Regarding the normalization of utility differences by picking two arbitrary reference points, obviously if you want to systematize things then you should be careful to choose good units. QALYs are a good example of this. It seems unlikely to me that a re-evaluation of how many QALYs buying a sandwich is worth would arise from a re-evaluation of how valuable QALYs are, rather than a re-evaluation of how much buying the sandwich is worth.

It seems unlikely to me that a re-evaluation of how many QALYs buying a sandwich is worth would arise from a re-evaluation of how valuable QALYs are, rather than a re-evaluation of how much buying the sandwich is worth.

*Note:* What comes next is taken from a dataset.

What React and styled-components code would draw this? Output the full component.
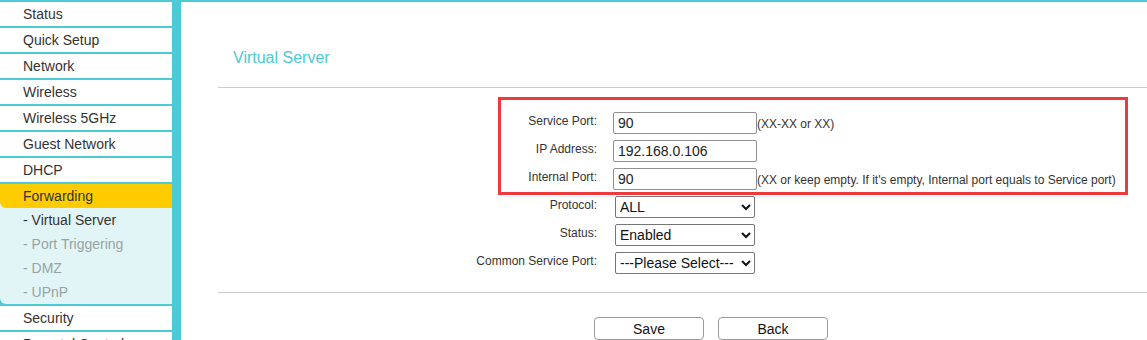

I disagree with this. The value of a QALY could depend on other features of the universe (such as your lifespan) in ways that are difficult to explicitly characterize, and thus are subject to revision upon further thought. That is, you might not be able to say exactly how valuable the difference between living 50 years and living 51 years is, denominated in units of the difference between living 1000 years and living 1001 years. Your estimate of this ratio might be subject to revision once you think about it for longer. So the value of a QALY isn't stable under re-evaluation, even when expressed in units of QALYs under different circumstances. In general, I'm skeptical that the concept of good reference points whose values are stable in the way you want is a coherent one.

Maybe there is no absolutely stable unit, but it seems that there are units that are more or less stable than others. I would expect a reference unit to be more stable than the unit "the difference in utility between two options in a choice that I just encountered".